··· Collected material

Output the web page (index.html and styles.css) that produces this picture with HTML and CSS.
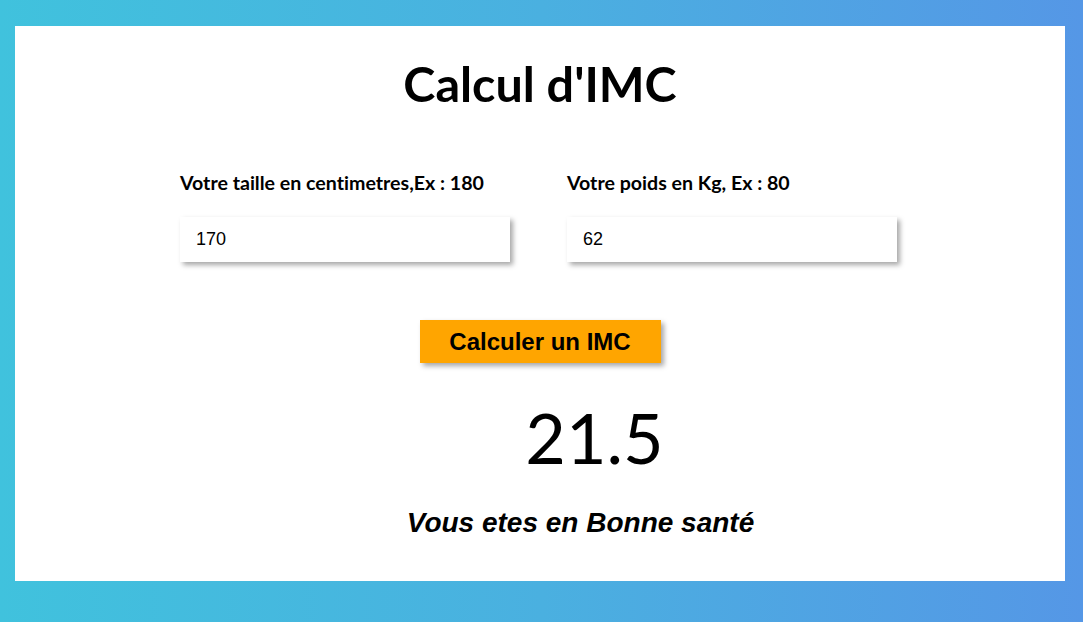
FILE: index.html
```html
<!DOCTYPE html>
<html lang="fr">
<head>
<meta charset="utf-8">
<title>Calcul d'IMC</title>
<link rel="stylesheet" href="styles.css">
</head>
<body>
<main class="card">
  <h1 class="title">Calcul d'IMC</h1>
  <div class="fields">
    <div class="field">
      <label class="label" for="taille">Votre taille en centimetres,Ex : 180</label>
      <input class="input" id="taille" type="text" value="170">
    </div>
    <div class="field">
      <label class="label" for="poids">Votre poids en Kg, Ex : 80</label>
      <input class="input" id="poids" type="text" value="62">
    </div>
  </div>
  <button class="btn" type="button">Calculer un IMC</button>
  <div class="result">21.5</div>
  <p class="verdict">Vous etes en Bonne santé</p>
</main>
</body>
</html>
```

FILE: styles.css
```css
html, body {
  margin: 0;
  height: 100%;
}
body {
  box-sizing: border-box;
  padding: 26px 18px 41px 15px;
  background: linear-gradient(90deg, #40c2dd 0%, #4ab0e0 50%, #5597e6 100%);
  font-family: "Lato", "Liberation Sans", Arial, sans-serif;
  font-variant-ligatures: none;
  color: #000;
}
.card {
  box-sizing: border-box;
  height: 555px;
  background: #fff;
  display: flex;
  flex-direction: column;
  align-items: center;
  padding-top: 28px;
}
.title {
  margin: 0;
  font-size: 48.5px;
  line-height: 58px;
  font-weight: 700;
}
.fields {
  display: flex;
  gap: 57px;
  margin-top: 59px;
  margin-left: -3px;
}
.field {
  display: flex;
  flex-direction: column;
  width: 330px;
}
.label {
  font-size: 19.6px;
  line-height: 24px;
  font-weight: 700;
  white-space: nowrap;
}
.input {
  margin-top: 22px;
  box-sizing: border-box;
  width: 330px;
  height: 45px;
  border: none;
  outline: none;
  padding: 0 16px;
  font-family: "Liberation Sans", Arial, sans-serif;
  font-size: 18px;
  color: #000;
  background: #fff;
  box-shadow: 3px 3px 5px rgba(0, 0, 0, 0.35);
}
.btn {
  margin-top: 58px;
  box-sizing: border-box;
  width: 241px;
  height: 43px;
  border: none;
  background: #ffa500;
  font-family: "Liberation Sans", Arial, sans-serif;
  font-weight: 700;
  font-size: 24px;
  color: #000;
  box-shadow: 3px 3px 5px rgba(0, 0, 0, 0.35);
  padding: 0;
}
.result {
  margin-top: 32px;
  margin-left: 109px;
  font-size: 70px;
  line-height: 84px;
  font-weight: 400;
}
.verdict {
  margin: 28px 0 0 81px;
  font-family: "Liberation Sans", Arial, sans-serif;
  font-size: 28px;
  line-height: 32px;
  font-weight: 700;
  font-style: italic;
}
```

······

Leave out the pictures and transcribe everything else exactly.

- [Exercise response]:
Output the web page (index.html and styles.css) that produces this picture with HTML and CSS.
FILE: index.html
```html
<!DOCTYPE html>
<html lang="fr">
<head>
<meta charset="utf-8">
<title>Calcul d'IMC</title>
<link rel="stylesheet" href="styles.css">
</head>
<body>
<main class="card">
  <h1 class="title">Calcul d'IMC</h1>
  <div class="fields">
    <div class="field">
      <label class="label" for="taille">Votre taille en centimetres,Ex : 180</label>
      <input class="input" id="taille" type="text" value="170">
    </div>
    <div class="field">
      <label class="label" for="poids">Votre poids en Kg, Ex : 80</label>
      <input class="input" id="poids" type="text" value="62">
    </div>
  </div>
  <button class="btn" type="button">Calculer un IMC</button>
  <div class="result">21.5</div>
  <p class="verdict">Vous etes en Bonne santé</p>
</main>
</body>
</html>
```

FILE: styles.css
```css
html, body {
  margin: 0;
  height: 100%;
}
body {
  box-sizing: border-box;
  padding: 26px 18px 41px 15px;
  background: linear-gradient(90deg, #40c2dd 0%, #4ab0e0 50%, #5597e6 100%);
  font-family: "Lato", "Liberation Sans", Arial, sans-serif;
  font-variant-ligatures: none;
  color: #000;
}
.card {
  box-sizing: border-box;
  height: 555px;
  background: #fff;
  display: flex;
  flex-direction: column;
  align-items: center;
  padding-top: 28px;
}
.title {
  margin: 0;
  font-size: 48.5px;
  line-height: 58px;
  font-weight: 700;
}
.fields {
  display: flex;
  gap: 57px;
  margin-top: 59px;
  margin-left: -3px;
}
.field {
  display: flex;
  flex-direction: column;
  width: 330px;
}
.label {
  font-size: 19.6px;
  line-height: 24px;
  font-weight: 700;
  white-space: nowrap;
}
.input {
  margin-top: 22px;
  box-sizing: border-box;
  width: 330px;
  height: 45px;
  border: none;
  outline: none;
  padding: 0 16px;
  font-family: "Liberation Sans", Arial, sans-serif;
  font-size: 18px;
  color: #000;
  background: #fff;
  box-shadow: 3px 3px 5px rgba(0, 0, 0, 0.35);
}
.btn {
  margin-top: 58px;
  box-sizing: border-box;
  width: 241px;
  height: 43px;
  border: none;
  background: #ffa500;
  font-family: "Liberation Sans", Arial, sans-serif;
  font-weight: 700;
  font-size: 24px;
  color: #000;
  box-shadow: 3px 3px 5px rgba(0, 0, 0, 0.35);
  padding: 0;
}
.result {
  margin-top: 32px;
  margin-left: 109px;
  font-size: 70px;
  line-height: 84px;
  font-weight: 400;
}
.verdict {
  margin: 28px 0 0 81px;
  font-family: "Liberation Sans", Arial, sans-serif;
  font-size: 28px;
  line-height: 32px;
  font-weight: 700;
  font-style: italic;
}
```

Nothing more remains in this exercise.